O juiz das garantias vai atuar na fase de investigação e outro magistrado vai ficar responsável pelo processo a partir da análise da denúncia, que é a acusação pelo Ministério Público.

O acórdão do julgamento deve ser publicado em breve pelo STF. Depois do acórdão, abre-se prazo de cinco dias para apresentação de recursos, os chamados embargos de declaração, para esclarecimento de dúvidas. Esses recursos, em tese, não modificam a decisão, mas podem dar diretrizes de como se dará a implantação do juiz de garantias. Somente depois que o julgamento do tema for completamente encerrado é que as medidas práticas serão adotadas pelo CNJ.

O tema mobilizou presidentes de tribunais de Justiça durante um encontro realizado em novembro no Amazonas. A medida ainda é vista como um grande desafio e, por isso, desembargadores defendem que a tendência é de que seja utilizado o prazo total de dois anos para a implementação, sendo que no primeiro seria estruturado a figura do juiz das garantias e o segundo ano seria dedicado a execução na prática do novo modelo para ver o que é preciso ou não ajustar

Um estudo do Tribunal de Justiça do Amazonas aponta, por exemplo, que um dos grandes impactos será a necessidade de ter mais magistrados, o que tem potencial para gerar despesas e pode afetar o orçamento dos tribunais, além da discussão sobre a possibilidade ou não de regionalização ou centralização do juiz de garantias. Uma grande preocupação é com as particularidades de cada estado e de cada tribunal, tendo que garantir o mesmo modelo de prestação jurisdicional, diante de um país com dimensão continental e tribunais tão diferentes.

Outro ponto levantado é a necessidade de debater a realização de audiências de custódia por videoconferência para viabilizar a implementação obrigatória. Uma das medidas que deve ser analisada pelo Conselho de Presidentes dos Tribunais de Justiça do Brasil (Consepre) é uma normatização coletiva pelos tribunais. O Consepre avalia se vai se antecipar ao CNJ e propor medidas para a implementação do juiz das garantias.

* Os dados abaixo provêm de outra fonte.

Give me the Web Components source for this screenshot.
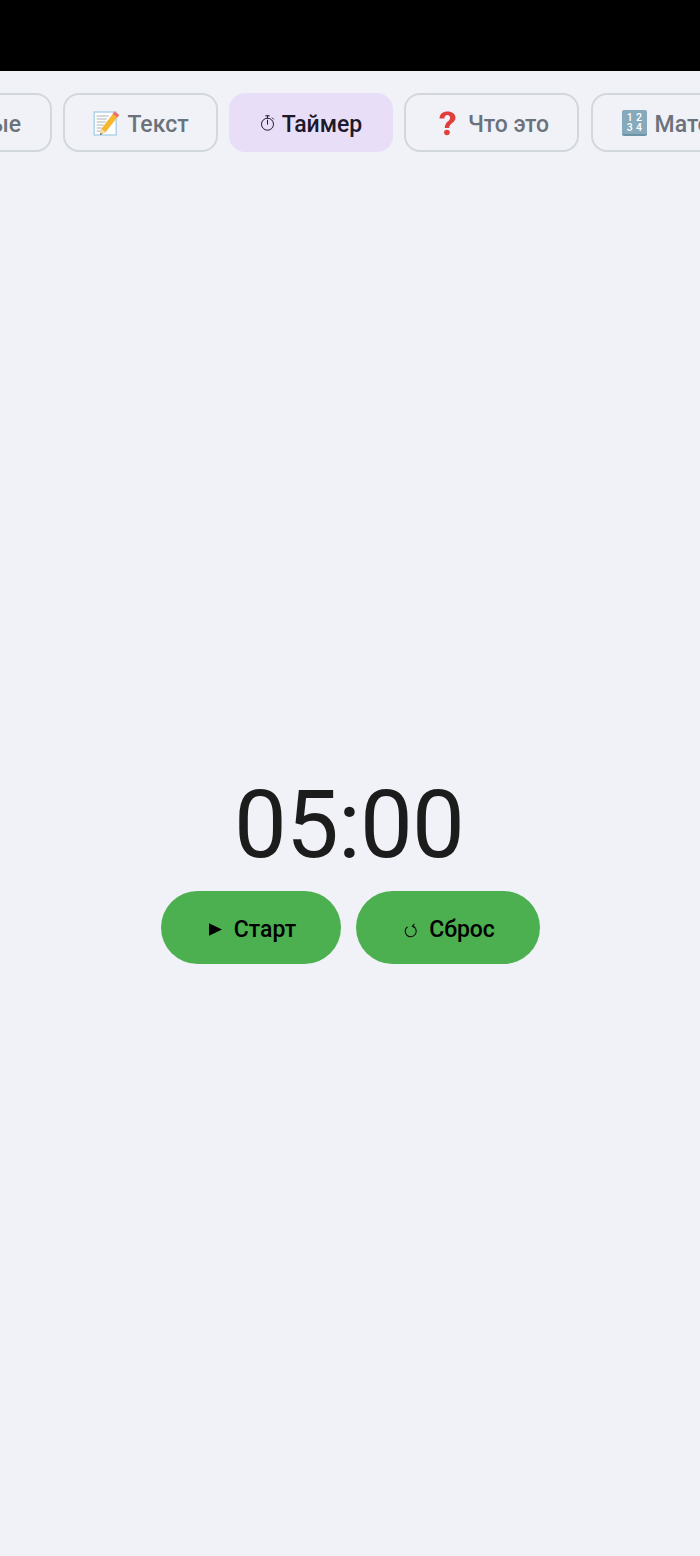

Pela decisão do Supremo, cabe ao CNJ fixar as diretrizes para alteração de leis e regulamentos dos tribunais para permitir a adoção do juiz das garantias.  Em 2020, logo após a aprovação da figura do juiz das garantias, um estudo do CNJ apontou que a efetivação do juiz das garantias era viável e que, não necessariamente, iria implicar em aumento de despesas. Na época, a opção do CNJ foi traçar modelos organizacionais e deixar que cada tribunal optasse por um sistema mais adequado a sua realidade, podendo ou não ter rodízio ou a regionalização.

Agora, sob a presidência do ministro Barroso, há expectativa entre conselheiros de que um novo grupo seja criado para desenhar as diretrizes para a efetivação do novo modelo.

MP já começa a informar sobre investigações internas – Em outra frente, o julgamento do juiz das garantias já produziu efeito prático para o Ministério Público. A Procuradoria-Geral da República determinou que todos os membros do Ministério Público Federal já cumpram a ordem para que todos os procedimentos de investigação criminal sejam comunicados ao juiz independentemente de o juiz das garantias ter sido implementado.

O Supremo fixou o prazo de até 90 dias para o MP, sob pena de nulidade, informar todos os procedimentos de investigação (PICs) e outros procedimentos semelhantes, mesmo que tenham outra denominação, ao respectivo juiz natural, independentemente de o juiz das garantias já ter sido implementado na respectiva jurisdição. Na avaliação do STF, a medida vai permitir maior controle e evita as chamadas ‘investigações de gaveta’.